Thursday, June 12, 2008

Reading about Mt. Everest Climbs is a Timely Topic

In today's Houston Chronicle there is a writeup about an astronaut who tried to reach the summit of Mt. Everest but failed to complete the climb. Not long ago it was all over the news that the Olympic Torch made its way to the top of Everest. Meanwhile, I just finished listening to an audio book, High Crimes, about the shady side of Mt. Everest's ever-increasing magnetism. Then the other dayI was visiting with friend and lit prof Dr. Rosemary Chance about the book and she mentioned that it would go along great with Into Thin Air and Peak. I have not read either, but I am sure that Into Thin Air goes into the dark side of Everest. Sadly, the lower slopes are now crowded with crooks, prostitutes, drug dealers, and scammers as well as climbers. Some guides and guiding companies make the climb sound like a walk in the park, and more and more people are attempting the feat of summiting with less and less experience, preparation, and physical fitness. The result is, among other things, a mounting body count as people make mistakes and fall, get lost, or just physically overextend and lose their lives.

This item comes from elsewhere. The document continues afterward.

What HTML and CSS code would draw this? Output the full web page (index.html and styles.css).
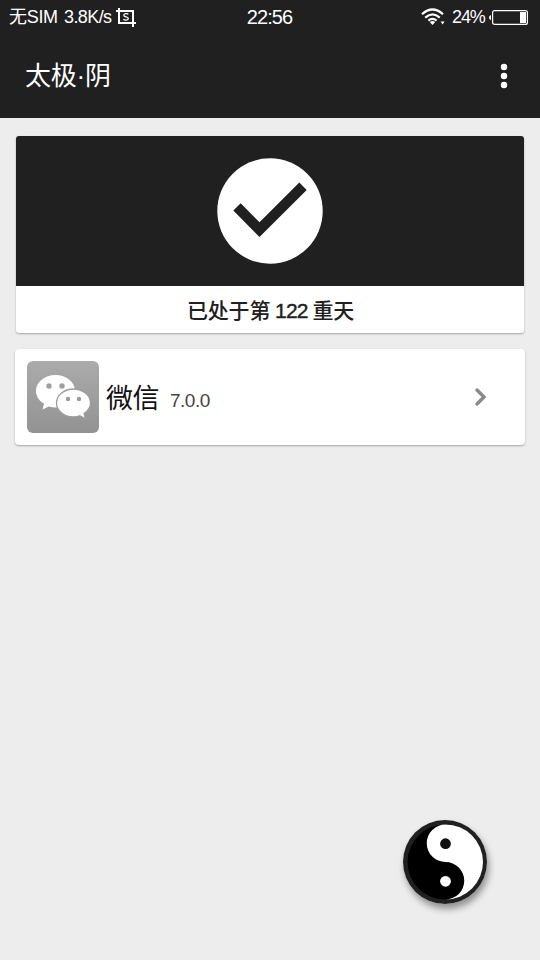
FILE: index.html
```
<!DOCTYPE html>
<html lang="zh-CN">
<head>
<meta charset="utf-8">
<title>太极·阴</title>
<link rel="stylesheet" href="styles.css">
</head>
<body>
<div class="status">
  <div class="status-left">
    <span class="carrier">无SIM</span><span class="speed">3.8K/s</span>
    <svg class="crop" width="20" height="19" viewBox="0 0 20 19" fill="none" stroke="#fff" stroke-width="2"><path d="M0 3H17V19M3 0V15H20"/><path stroke-width="1.3" d="M12.3 6.4C11.5 5.2 7.8 5.2 7.8 7.2C7.8 9.4 12.3 8.3 12.3 10.5C12.3 12.6 8.3 12.5 7.5 11.1"/></svg>
  </div>
  <span class="clock">22:56</span>
  <div class="status-right">
    <svg class="wifi" width="24" height="18" viewBox="0 0 24 18" fill="none" stroke="#fff" stroke-width="2.200"><path d="M1 6.2Q11.5-3.2 22 6.2M4.2 9.6Q11.5 3.2 18.8 9.6M7.4 12.6Q11.5 9.2 15.6 12.6"/><path fill="#fff" stroke="none" d="M8.8 14Q11.5 12.2 14.2 14L11.5 17ZM19.6 13.5h4l-2 3z"/></svg>
    <span class="percent">24%</span>
    <svg class="battery" width="39" height="15" viewBox="0 0 39 15"><path fill="#fff" d="M2 5v5Q0 9.500 0 7.500T2 5zM31 2h6v11h-6z"/><rect x="3.600" y=".6" width="34.800" height="13.800" rx="2" fill="none" stroke="#fff" stroke-width="1.200"/></svg>
  </div>
</div>
<header class="toolbar">
  <h1 class="title">太极·阴</h1>
  <svg width="8" height="26" viewBox="0 0 8 26" fill="#fff"><circle cx="4" cy="4" r="3.200"/><circle cx="4" cy="13" r="3.200"/><circle cx="4" cy="22" r="3.200"/></svg>
</header>
<main class="content">
  <section class="card hero">
    <div class="hero-top">
      <svg width="106" height="106" viewBox="0 0 106 106"><circle cx="53" cy="53" r="52.700" fill="#fff"/><path fill="#202020" d="M16.300 52.500L23.700 45.200L42.500 64.200L82.300 24.500L89.700 32L42.500 79Z"/></svg>
    </div>
    <div class="hero-text">已处于第<span class="count"> 122 </span>重天</div>
  </section>
  <section class="card app">
    <svg class="app-icon" width="72" height="72" viewBox="0 0 72 72">
      <defs><linearGradient id="g" x2="0" y2="1"><stop stop-color="#ababab"/><stop offset="1" stop-color="#929292"/></linearGradient></defs>
      <rect width="72" height="72" rx="6" fill="url(#g)"/>
      <path fill="#fff" d="M28.500 14C39.500 14 48 21 48 30.200S39.500 46.500 28.500 46.500Q25 46.500 21.800 45.500L15.500 48.500L17 42.800C12 39.500 9 35.200 9 30.200C9 21 17.500 14 28.500 14Z"/>
      <circle cx="22" cy="25" r="2.700" fill="#9f9f9f"/><circle cx="35" cy="25" r="2.700" fill="#9f9f9f"/>
      <path fill="#fff" stroke="#9d9d9d" stroke-width="1.300" d="M46.500 28C55.500 28 63.500 34 63.500 42C63.500 46.500 61 49.800 57 52.600L58.600 57.800L52.700 54.800Q49.500 56 46.500 56C37.500 56 29.500 50 29.500 42S37.500 28 46.500 28Z"/>
      <circle cx="41" cy="38" r="2.200" fill="#9b9b9b"/><circle cx="52" cy="38" r="2.200" fill="#9b9b9b"/>
    </svg>
    <span class="app-name">微信</span>
    <span class="app-version">7.0.0</span>
    <svg class="chevron" width="14" height="20" viewBox="0 0 14 20" fill="none" stroke="#8a8a8a" stroke-width="3.400" stroke-linecap="round"><path d="M3 3L10 10L3 17"/></svg>
  </section>
</main>
<div class="fab">
  <svg width="84" height="84" viewBox="0 0 84 84"><circle cx="42" cy="42" r="42" fill="#202020"/><circle cx="42" cy="42" r="37.500" fill="#000"/><path fill="#fff" d="M42.500 4.500A37.500 37.500 0 0 1 42.500 79.500A18.750 18.750 0 0 0 42.500 42A18.750 18.750 0 0 1 42.500 4.500Z"/><circle cx="42.500" cy="23.700" r="5.400" fill="#101010"/><circle cx="42.500" cy="61.300" r="5.400" fill="#fff"/></svg>
</div>
</body>
</html>
```
FILE: styles.css
```
* { box-sizing: border-box; }
body {
  margin: 0;
  width: 540px;
  height: 960px;
  overflow: hidden;
  background: #ededed;
  color: #202020;
  font-family: "Liberation Sans", "Noto Sans CJK SC", sans-serif;
}
svg { display: block; flex: none; }
.status {
  display: grid;
  grid-template-columns: 1fr auto 1fr;
  align-items: center;
  height: 34px;
  padding: 0 12px 0 9px;
  background: #202020;
  color: #fff;
  font-size: 18px;
  line-height: 34px;
  white-space: nowrap;
}
.status-left, .status-right { display: flex; align-items: center; }
.status-right { justify-content: flex-end; }
.carrier { width: 55px; letter-spacing: -0.3px; }
.speed { width: 52px; letter-spacing: -0.6px; }
.clock { font-size: 20px; letter-spacing: -0.9px; margin-left: 2px; }
.wifi { margin-right: 7px; }
.percent { width: 37px; letter-spacing: -1.1px; }
.toolbar {
  display: flex;
  align-items: center;
  justify-content: space-between;
  height: 84px;
  padding: 0 32px 0 25px;
  background: #202020;
  color: #fff;
}
.title { margin: 0; font-size: 26px; line-height: 84px; font-weight: 400; letter-spacing: -0.2px; }
.content { display: flex; flex-direction: column; gap: 16px; padding: 18px 15px; }
.card {
  background: #fff;
  border-radius: 4px;
  box-shadow: 0 1px 2px rgba(0, 0, 0, .3);
}
.hero { margin: 0 1px; height: 197px; overflow: hidden; border-radius: 3px; }
.hero-top { display: flex; align-items: center; justify-content: center; height: 150px; background: #202020; }
.hero-text { height: 47px; padding-left: 1px; line-height: 50px; text-align: center; font-size: 21px; font-weight: 500; letter-spacing: -0.2px; white-space: pre; }
.count { letter-spacing: -0.9px; -webkit-text-stroke: 0.4px #202020; }
.app { display: flex; align-items: center; height: 96px; padding: 0 37px 0 12px; }
.app-name { margin: -2px 0 0 7px; font-size: 27px; letter-spacing: -0.5px; color: #111; }
.app-version { margin: 8px auto 0 11px; font-size: 19px; letter-spacing: -0.5px; color: #444; }
.fab {
  position: absolute;
  left: 403px;
  top: 820px;
  border-radius: 50%;
  box-shadow: 2px 5px 7px rgba(0, 0, 0, .4);
}
```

The author of High Crimes has an ax to grind. The group that he and some others pulled together to comprise a Connecticut state climbing expedition turned out to be an assortment of incompatible individuals, some with less than laudable intentions. In fact, by the end of their time together, he and some others came to fear for their lives at the hands of certain group members who did not like them. His story is very convincing, and I took time to track down some of the online presences of people he termed troublemakers. His descriptions were accurate at least about their Internet claims. Reading this book as an exercise in sorting out fact vs. opinion would be a great lesson for that and also for bias with high school students. Beyond that, just learning about what is happening at Everest would probably elicit surprise and concern from environmentally conscious readers. I know it changed my views about Everest and made me wonder about recent exploits, including the Chinese ascent which smacks of a political statement at least as much as an Olympic feat.

At the same time I feel regret for Astronaut Scott Parazynski who clearly made an unselfish decision to turn back, and at the same time a wise decision. Another astronaut, Karl Henize, lost his life on the mountain.

1 comment:

  1. If you want a book that is truly inspiring and uplifting--and that starts out with a mountain climbing story--then you need to read Three Cups of Tea by Greg Mortenson. It relates his true life ordeals on the slopes of K2 and how he came to be rescued by a group of villagers on a remote Himalayan peak. After they nurse him back to health, he promises them he will help them in any way they need. Their request is that he build them a school. This would be the first of several dozen he would go on to construct as his mission to bring about peace in that inhospitable region..."one school at a time." Wonderful! I think it needs to be the One Book, One Conference selection for TLA next year! A great book for educators.